Why would you prefer wide bars if you compensate with a shorter stem? My fork provides me with all the front end stability I need, this is the job it's supposed to do.
Must be personal preference. I find shoulder width bars way more responsive. I'm not going to change the reach of my bike to compensate for the bars. The stem length is determined by reach, nothing else.
Why would you prefer wide bars if you compensate with a shorter stem? My fork provides me with all the front end stability I need, this is the job it's supposed to do.
Correct fit is a very dynamic concept. If you move your hands further apart then you can move the them closer to your chest as well and still have a good fit.

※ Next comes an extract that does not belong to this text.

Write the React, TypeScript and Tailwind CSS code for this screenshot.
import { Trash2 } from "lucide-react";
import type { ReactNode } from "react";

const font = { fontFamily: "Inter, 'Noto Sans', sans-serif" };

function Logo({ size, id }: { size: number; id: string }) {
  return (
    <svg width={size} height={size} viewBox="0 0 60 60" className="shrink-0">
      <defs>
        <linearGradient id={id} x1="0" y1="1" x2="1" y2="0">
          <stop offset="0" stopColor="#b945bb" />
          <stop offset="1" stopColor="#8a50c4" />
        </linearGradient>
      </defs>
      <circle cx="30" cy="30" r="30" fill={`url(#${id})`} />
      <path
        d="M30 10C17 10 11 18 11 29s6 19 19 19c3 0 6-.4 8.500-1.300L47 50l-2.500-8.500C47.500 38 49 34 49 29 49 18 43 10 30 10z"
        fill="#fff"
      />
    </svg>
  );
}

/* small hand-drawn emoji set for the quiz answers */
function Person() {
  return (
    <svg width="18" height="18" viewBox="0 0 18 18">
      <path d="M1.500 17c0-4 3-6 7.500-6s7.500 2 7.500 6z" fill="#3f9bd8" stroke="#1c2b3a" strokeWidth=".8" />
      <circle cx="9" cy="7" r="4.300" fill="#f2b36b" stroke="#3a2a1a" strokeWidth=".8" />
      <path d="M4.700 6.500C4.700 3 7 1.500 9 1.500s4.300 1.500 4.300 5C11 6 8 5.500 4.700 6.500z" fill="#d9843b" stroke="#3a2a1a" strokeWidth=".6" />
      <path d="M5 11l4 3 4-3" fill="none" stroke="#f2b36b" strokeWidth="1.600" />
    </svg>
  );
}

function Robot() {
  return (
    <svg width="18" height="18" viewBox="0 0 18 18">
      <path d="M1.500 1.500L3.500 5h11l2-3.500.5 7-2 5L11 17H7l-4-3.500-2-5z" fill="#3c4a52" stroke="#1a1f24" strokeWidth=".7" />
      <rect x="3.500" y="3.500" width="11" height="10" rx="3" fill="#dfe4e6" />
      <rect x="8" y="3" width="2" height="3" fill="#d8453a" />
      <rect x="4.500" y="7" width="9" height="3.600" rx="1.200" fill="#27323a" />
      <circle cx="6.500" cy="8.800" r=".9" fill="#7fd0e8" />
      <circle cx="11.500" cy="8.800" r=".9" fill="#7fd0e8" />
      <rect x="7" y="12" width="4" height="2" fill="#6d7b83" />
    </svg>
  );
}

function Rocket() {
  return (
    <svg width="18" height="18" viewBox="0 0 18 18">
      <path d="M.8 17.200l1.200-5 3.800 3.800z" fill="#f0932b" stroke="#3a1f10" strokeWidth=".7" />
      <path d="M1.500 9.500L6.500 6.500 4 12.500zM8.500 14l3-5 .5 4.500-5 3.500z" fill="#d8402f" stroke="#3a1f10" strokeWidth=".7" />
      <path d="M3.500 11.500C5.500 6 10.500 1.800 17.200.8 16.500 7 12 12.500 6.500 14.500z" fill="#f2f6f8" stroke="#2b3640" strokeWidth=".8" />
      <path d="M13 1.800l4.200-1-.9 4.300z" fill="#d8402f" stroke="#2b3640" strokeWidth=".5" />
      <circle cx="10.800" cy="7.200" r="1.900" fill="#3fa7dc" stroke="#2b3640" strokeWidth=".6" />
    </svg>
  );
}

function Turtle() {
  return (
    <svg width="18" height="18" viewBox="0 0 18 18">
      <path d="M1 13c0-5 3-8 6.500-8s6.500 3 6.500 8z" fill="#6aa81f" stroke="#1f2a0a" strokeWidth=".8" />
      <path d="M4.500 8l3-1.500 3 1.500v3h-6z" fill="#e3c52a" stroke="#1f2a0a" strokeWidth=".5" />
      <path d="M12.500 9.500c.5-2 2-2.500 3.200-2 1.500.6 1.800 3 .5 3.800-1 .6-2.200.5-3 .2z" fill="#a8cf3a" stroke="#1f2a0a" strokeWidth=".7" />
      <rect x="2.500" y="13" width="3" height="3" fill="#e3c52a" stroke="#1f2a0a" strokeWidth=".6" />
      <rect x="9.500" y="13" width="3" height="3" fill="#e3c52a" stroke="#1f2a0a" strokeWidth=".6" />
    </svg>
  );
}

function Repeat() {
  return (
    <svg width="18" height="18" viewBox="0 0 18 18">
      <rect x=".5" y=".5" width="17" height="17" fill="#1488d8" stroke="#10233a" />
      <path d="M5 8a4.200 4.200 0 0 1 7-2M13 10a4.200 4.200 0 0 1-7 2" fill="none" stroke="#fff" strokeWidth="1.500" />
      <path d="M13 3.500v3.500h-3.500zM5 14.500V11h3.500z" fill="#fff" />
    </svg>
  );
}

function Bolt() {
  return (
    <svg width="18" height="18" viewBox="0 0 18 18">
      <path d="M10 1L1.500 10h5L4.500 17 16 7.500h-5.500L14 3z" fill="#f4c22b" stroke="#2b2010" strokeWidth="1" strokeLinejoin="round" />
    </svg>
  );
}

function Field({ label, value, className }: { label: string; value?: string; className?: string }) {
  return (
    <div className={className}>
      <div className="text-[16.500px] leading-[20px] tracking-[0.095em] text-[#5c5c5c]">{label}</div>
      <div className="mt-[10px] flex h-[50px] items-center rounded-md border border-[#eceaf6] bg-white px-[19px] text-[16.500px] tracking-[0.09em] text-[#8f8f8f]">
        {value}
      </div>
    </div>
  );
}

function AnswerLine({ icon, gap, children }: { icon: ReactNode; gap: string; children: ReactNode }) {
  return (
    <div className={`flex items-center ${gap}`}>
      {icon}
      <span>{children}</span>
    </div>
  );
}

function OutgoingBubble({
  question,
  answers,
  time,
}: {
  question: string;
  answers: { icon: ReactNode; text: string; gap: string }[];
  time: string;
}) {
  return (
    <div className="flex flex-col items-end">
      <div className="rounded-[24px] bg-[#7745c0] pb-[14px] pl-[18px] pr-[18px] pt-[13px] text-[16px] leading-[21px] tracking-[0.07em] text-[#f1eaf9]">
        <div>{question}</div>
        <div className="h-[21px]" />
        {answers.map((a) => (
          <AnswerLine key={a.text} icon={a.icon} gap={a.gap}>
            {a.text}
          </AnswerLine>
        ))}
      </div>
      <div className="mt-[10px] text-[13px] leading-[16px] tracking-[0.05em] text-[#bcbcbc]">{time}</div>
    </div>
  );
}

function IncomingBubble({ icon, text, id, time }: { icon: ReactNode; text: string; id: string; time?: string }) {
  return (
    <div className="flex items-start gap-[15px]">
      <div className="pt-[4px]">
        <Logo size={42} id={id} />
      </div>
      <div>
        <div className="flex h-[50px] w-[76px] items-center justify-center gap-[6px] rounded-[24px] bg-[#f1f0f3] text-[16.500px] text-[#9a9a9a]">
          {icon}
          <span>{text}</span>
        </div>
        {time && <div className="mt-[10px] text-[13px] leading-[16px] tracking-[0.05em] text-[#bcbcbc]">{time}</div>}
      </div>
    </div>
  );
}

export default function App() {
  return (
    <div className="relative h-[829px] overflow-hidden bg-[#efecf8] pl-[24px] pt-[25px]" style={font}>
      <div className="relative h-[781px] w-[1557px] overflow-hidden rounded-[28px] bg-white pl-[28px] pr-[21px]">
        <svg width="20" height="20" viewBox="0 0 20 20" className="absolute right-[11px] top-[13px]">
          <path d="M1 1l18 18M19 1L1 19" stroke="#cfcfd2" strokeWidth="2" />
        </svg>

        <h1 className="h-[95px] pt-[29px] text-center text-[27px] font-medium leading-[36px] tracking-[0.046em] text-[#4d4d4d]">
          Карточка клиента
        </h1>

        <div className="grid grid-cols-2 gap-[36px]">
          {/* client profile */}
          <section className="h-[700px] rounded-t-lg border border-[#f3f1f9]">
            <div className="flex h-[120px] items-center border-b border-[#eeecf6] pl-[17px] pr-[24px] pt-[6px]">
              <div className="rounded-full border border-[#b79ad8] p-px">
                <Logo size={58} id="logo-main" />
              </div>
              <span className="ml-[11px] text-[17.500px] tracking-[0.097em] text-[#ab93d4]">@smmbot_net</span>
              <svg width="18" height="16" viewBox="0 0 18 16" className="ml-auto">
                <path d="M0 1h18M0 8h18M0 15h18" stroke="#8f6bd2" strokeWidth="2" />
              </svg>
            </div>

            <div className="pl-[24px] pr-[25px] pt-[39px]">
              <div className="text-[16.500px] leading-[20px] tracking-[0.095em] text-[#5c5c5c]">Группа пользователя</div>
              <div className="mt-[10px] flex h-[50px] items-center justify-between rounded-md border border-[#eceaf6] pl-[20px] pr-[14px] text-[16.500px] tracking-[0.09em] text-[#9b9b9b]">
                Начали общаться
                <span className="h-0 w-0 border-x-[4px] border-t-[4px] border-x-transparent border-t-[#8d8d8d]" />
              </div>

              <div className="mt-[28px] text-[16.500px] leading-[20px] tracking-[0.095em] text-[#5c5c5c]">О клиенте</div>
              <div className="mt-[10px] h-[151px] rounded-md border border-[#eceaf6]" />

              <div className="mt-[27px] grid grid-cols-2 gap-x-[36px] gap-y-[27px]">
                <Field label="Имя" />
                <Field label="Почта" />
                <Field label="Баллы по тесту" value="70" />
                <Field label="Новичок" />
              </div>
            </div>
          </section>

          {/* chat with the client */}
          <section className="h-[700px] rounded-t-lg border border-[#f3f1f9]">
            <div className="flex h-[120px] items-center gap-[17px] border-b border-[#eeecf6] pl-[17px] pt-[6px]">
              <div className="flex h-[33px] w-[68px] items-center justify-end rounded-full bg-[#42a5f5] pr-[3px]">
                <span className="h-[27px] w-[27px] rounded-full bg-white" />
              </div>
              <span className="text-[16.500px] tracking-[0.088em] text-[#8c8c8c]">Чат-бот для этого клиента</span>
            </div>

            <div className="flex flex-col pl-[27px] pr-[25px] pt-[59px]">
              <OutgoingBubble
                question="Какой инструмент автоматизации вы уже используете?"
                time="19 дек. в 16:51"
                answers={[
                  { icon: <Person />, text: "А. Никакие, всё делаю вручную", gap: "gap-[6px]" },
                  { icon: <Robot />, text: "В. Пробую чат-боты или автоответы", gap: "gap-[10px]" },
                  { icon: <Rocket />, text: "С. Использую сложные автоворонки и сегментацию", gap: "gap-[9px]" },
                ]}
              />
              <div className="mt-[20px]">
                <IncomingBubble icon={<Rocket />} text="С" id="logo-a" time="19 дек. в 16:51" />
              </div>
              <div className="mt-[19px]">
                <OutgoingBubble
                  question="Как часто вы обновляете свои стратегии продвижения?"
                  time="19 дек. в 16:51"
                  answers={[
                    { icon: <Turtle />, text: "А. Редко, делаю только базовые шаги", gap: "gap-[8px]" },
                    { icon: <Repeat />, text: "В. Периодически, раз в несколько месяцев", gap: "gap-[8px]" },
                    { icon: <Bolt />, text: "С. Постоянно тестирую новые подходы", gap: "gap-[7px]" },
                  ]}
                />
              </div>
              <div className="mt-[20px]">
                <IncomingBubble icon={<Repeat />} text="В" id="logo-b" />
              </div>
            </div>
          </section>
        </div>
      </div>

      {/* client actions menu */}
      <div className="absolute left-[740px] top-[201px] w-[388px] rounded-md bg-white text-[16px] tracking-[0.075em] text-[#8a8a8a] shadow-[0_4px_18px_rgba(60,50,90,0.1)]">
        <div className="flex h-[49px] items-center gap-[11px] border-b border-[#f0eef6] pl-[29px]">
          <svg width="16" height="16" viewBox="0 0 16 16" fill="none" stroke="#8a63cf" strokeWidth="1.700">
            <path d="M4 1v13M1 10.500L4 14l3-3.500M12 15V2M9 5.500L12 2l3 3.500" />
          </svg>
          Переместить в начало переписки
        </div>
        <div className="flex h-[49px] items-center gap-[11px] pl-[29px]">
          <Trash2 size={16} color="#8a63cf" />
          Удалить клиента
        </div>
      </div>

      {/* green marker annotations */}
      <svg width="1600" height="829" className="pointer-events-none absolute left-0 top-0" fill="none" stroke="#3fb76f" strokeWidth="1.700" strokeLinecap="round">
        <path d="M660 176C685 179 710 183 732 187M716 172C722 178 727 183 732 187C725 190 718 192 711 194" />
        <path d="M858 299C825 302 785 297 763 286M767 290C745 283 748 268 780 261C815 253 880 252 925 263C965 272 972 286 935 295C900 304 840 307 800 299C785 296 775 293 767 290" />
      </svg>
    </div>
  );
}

Shorter reach with narrow bars will do funny things to your arm position and feel awkward, shorter reach with a wide arm stance puts you in a good bench press position.
The front end stability in question is separate then fork stiffness or whatever you meant. A wider bar provides more leverage around the steering axis, which means you a better ability to fight against steering input from the trail and wheel deflections.

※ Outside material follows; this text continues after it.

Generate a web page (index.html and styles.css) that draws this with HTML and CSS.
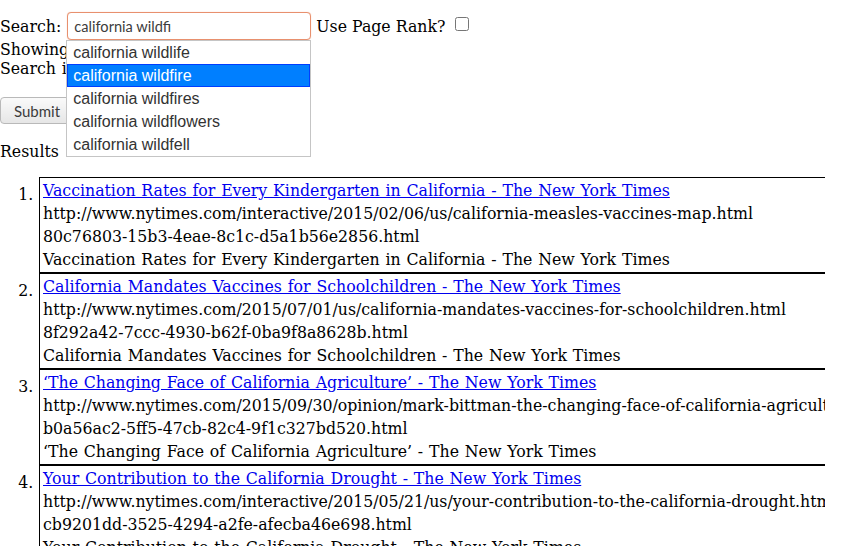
FILE: index.html
```html
<!DOCTYPE html>
<html>
<head>
<meta charset="utf-8">
<link rel="stylesheet" href="styles.css">
</head>
<body>
<form class="search-form">
  <div class="search-row">
    <label class="lbl">Search:</label>
    <span class="input-wrap">
      <input class="q" type="text" value="california wildfi">
      <ul class="ac-menu">
        <li class="ac-item">california wildlife</li>
        <li class="ac-item active">california wildfire</li>
        <li class="ac-item">california wildfires</li>
        <li class="ac-item">california wildflowers</li>
        <li class="ac-item">california wildfell</li>
      </ul>
    </span>
    <label class="lbl">Use Page Rank?</label>
    <input class="chk" type="checkbox">
  </div>
  <div class="info">Showing 10 results</div>
  <div class="info">Search in 0.02 s</div>
  <div class="btn-row"><button class="submit" type="button">Submit</button></div>
</form>
<div class="results-head">Results 1 - 10</div>
<ol class="results">
  <li>
    <table class="item"><tr><td><a href="#">Vaccination Rates for Every Kindergarten in California - The New York Times</a></td></tr>
    <tr><td>http://www.nytimes.com/interactive/2015/02/06/us/california-measles-vaccines-map.html</td></tr>
    <tr><td>80c76803-15b3-4eae-8c1c-d5a1b56e2856.html</td></tr>
    <tr><td>Vaccination Rates for Every Kindergarten in California - The New York Times</td></tr></table>
  </li>
  <li>
    <table class="item"><tr><td><a href="#">California Mandates Vaccines for Schoolchildren - The New York Times</a></td></tr>
    <tr><td>http://www.nytimes.com/2015/07/01/us/california-mandates-vaccines-for-schoolchildren.html</td></tr>
    <tr><td>8f292a42-7ccc-4930-b62f-0ba9f8a8628b.html</td></tr>
    <tr><td>California Mandates Vaccines for Schoolchildren - The New York Times</td></tr></table>
  </li>
  <li>
    <table class="item"><tr><td><a href="#">‘The Changing Face of California Agriculture’ - The New York Times</a></td></tr>
    <tr><td>http://www.nytimes.com/2015/09/30/opinion/mark-bittman-the-changing-face-of-california-agriculture.html</td></tr>
    <tr><td>b0a56ac2-5ff5-47cb-82c4-9f1c327bd520.html</td></tr>
    <tr><td>‘The Changing Face of California Agriculture’ - The New York Times</td></tr></table>
  </li>
  <li>
    <table class="item"><tr><td><a href="#">Your Contribution to the California Drought - The New York Times</a></td></tr>
    <tr><td>http://www.nytimes.com/interactive/2015/05/21/us/your-contribution-to-the-california-drought.html</td></tr>
    <tr><td>cb9201dd-3525-4294-a2fe-afecba46e698.html</td></tr>
    <tr><td>Your Contribution to the California Drought - The New York Times</td></tr></table>
  </li>
</ol>
</body>
</html>
```
FILE: styles.css
```css
html, body {
  margin: 0;
  padding: 0;
  background: #fff;
}
body {
  font-family: "DejaVu Serif", serif;
  font-size: 15.75px;
  word-spacing: 0.8px;
  color: #000;
  overflow: hidden;
}
.search-form {
  margin: 0;
  padding-top: 12px;
}
.search-row {
  display: flex;
  align-items: center;
  height: 28px;
}
.lbl {
  margin-right: 5px;
}
.input-wrap {
  position: relative;
  display: inline-block;
  margin-right: 0;
  height: 28px;
}
.lbl + .input-wrap {
  margin-left: 1px;
}
.input-wrap + .lbl {
  margin-left: 5px;
  margin-right: 10px;
  word-spacing: 0;
}
.q {
  box-sizing: border-box;
  width: 244px;
  height: 28px;
  margin: 0;
  padding: 0 6px;
  border: 1px solid #e8906e;
  border-radius: 4px;
  box-shadow: 0 0 1px #f0b9a0;
  font-family: Lato, sans-serif;
  font-size: 14.6px;
  word-spacing: 0;
  color: #3c3c3c;
  outline: none;
  background: #fff;
}
.chk {
  margin: -4px 0 0 0;
  width: 14px;
  height: 14px;
}
.ac-menu {
  position: absolute;
  left: -1px;
  top: 28px;
  width: 243px;
  margin: 0;
  padding: 0;
  list-style: none;
  border: 1px solid #c5c5c5;
  background: #fff;
  z-index: 10;
  word-spacing: 0;
}
.ac-item {
  font-family: "Liberation Sans", Arial, sans-serif;
  font-size: 16px;
  line-height: 17px;
  color: #333;
  padding: 3px 1em 3px 6px;
}
.ac-item.active {
  background: #007fff;
  outline: 1px solid #003eff;
  outline-offset: -1px;
  color: #fff;
}
.info {
  line-height: 19px;
}
.info:first-of-type {
  margin-top: 1px;
}
.btn-row {
  padding-top: 19px;
}
.submit {
  height: 27px;
  padding: 0 13px;
  font-family: Lato, sans-serif;
  font-size: 15px;
  color: #3c3c3c;
  border: 1px solid #b9b9b9;
  border-radius: 4px;
  background: linear-gradient(#fafafa, #e6e6e6);
  margin: 0;
}
.results-head {
  margin-top: 18px;
  line-height: 19px;
}
.results {
  width: 825px;
  overflow: hidden;
  margin: 16px 0 0 0;
  padding-left: 39px;
  box-sizing: border-box;
}
.results li {
  padding: 0;
}
.item {
  width: calc(100% + 10px);
  border: 1px solid #000;
  border-spacing: 2px;
  white-space: nowrap;
}
.item td {
  padding: 1px;
  line-height: 19px;
}
.item a {
  color: #0000ee;
}
```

Just my personal observations from trying lots of setups. I have 4 stems in different lengths and 3 bars in different widths and styles. I keep experimenting with different combinations, but the 28" bar/shorter stem combo felt great for high speed riding
Bar height, bar width, saddle fore-aft, and stem length all impact reach, One is not independent of the rest.
Read what boomn wrote, and try different set-ups on your bike. Until then, don't dismiss stem/bar combos that many have found superior (via trial and error) to the one you run.
Why would you run a narrow bar to compensate for a long stem?
Seriously, though, the stem and bar are chosen as a pair. A wider bar means you need less reach.
I did the long stem (120mm), narrow bar (580mm) thing for a few years. Great for climbing without the need of any technique, and it's fine for non-technical trails and the road (440mm is awesome on my road bike). Then I started going wider/higher on the bar and shorter on the stem. Gives up a little on the non-tech climbs , but it is sooooo much better for anything technical.